NEW DELHI: The Government of Delhi NCR headed by Chief Minister Arvind Kejriwal implemented a new excise policy in Delhi effective November 15, 2021. It withdrew from liquor business the four state government corporations namely DSIDC, DTTDC, DSCSC and DCCWS that earlier ran almost half of all the liquor vends in the city and were responsible for nearly 50% of liquor sales in Delhi. This literally pushed the state’s liquor trade into the hands of private players.
Among private players, the policy is said to be tilted in favour of wholesalers, giving them power to treat retailers differently. The new policy has given a handful of wholesalers offering brands of Pernod Ricard India Pvt Ltd and Diageo India a significant control over the supply to retail vends and the quantum of discount to offered.
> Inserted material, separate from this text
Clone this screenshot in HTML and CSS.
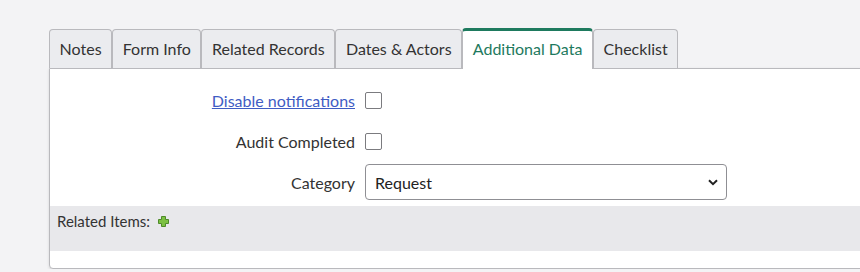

Pernod Ricard India Ltd and Diageo India account for over two-thirds of the India liquor brands sold in Delhi.
BJP leader Manjinder Singh Sirsa, in a complaint to the CBI, said that “the policy has been drafted and notified with the sole intent to facilitate creating of monopoly in the liquor market…” He said “the policy has been tailor-made” for a few wholesalers as one of the eligibility conditions to bid for a wholesaler’s license (L-1) was to have a minimum annual turnover of Rs 150 crore for three previous years. This eliminated small players from the bidding process.
Delhi’s deputy chief minister Manish Sisodia, who headed the group of ministers that finalized the new excise policy, did not respond to the question on the rationale behind keeping the turnover at Rs 150 crore, and whether this high entry limit helped bigger companies getting a monopolistic control of Delhi’s liquor trade.The new excise policy awarded a fixed profit margin of 12% for the wholesalers irrespective of the sales and actual profits of retailers. Industry sources said the high fixed profit protected the wholesalers’ interest but squeezed out the retailers who have started surrendering their licenses.
The new policy also gave out retailer’s licenses for which it divided the national capital into 32 zones with 27 shops in each zone. With an average reserve price of approximately Rs 225 crore per zone, the reserve price for these zones added up to nearly Rs 7,000 crore. Against this, the Delhi government earned about Rs 9,000 crore through competitive bidding.
But after operating the zones for a few months, as many as 10 out of a total of 32 zonal retailers have surrendered their licenses because of lower-than-expected revenues and unfair competition. The retailers who have surrendered their licenses largely blamed the discriminatory policy for the non-viability of their business. Sources said that big liquor manufacturers were offering discounts through wholesalers to select retailers while denying the same to others, thereby tilting the playing field in favour of a select few.
The earlier excise policy expressly denied manufacturers the permission to offer discretionary discounts, rebates and incentives to retailers. In the exceptional case of a manufacturer wanting to offer some gift packs to retailers, he had to treat all retailers equally. The new policy, however, removed this condition and gave a free hand to the manufacturers to offer discounts and incentives to the retailers.
This put retailers at the mercy of manufacturers and wholesalers who are picking their favourite retailing zones for offering concessions. Retailers who have surrendered their licenses say that the discounts being offered by some manufacturers and wholesalers to select retailers are so heavy that these retailers are able to offer buy-one-get-one-free schemes. This predatory pricing by retailers favoured by some manufacturers and wholesalers has killed other retailers who were left with no option but to surrender their license.
Sources said a large number of petitions have been filed, including one by the Delhi Liquor Traders’ Association which has close to 150 members, in the Delhi High Court.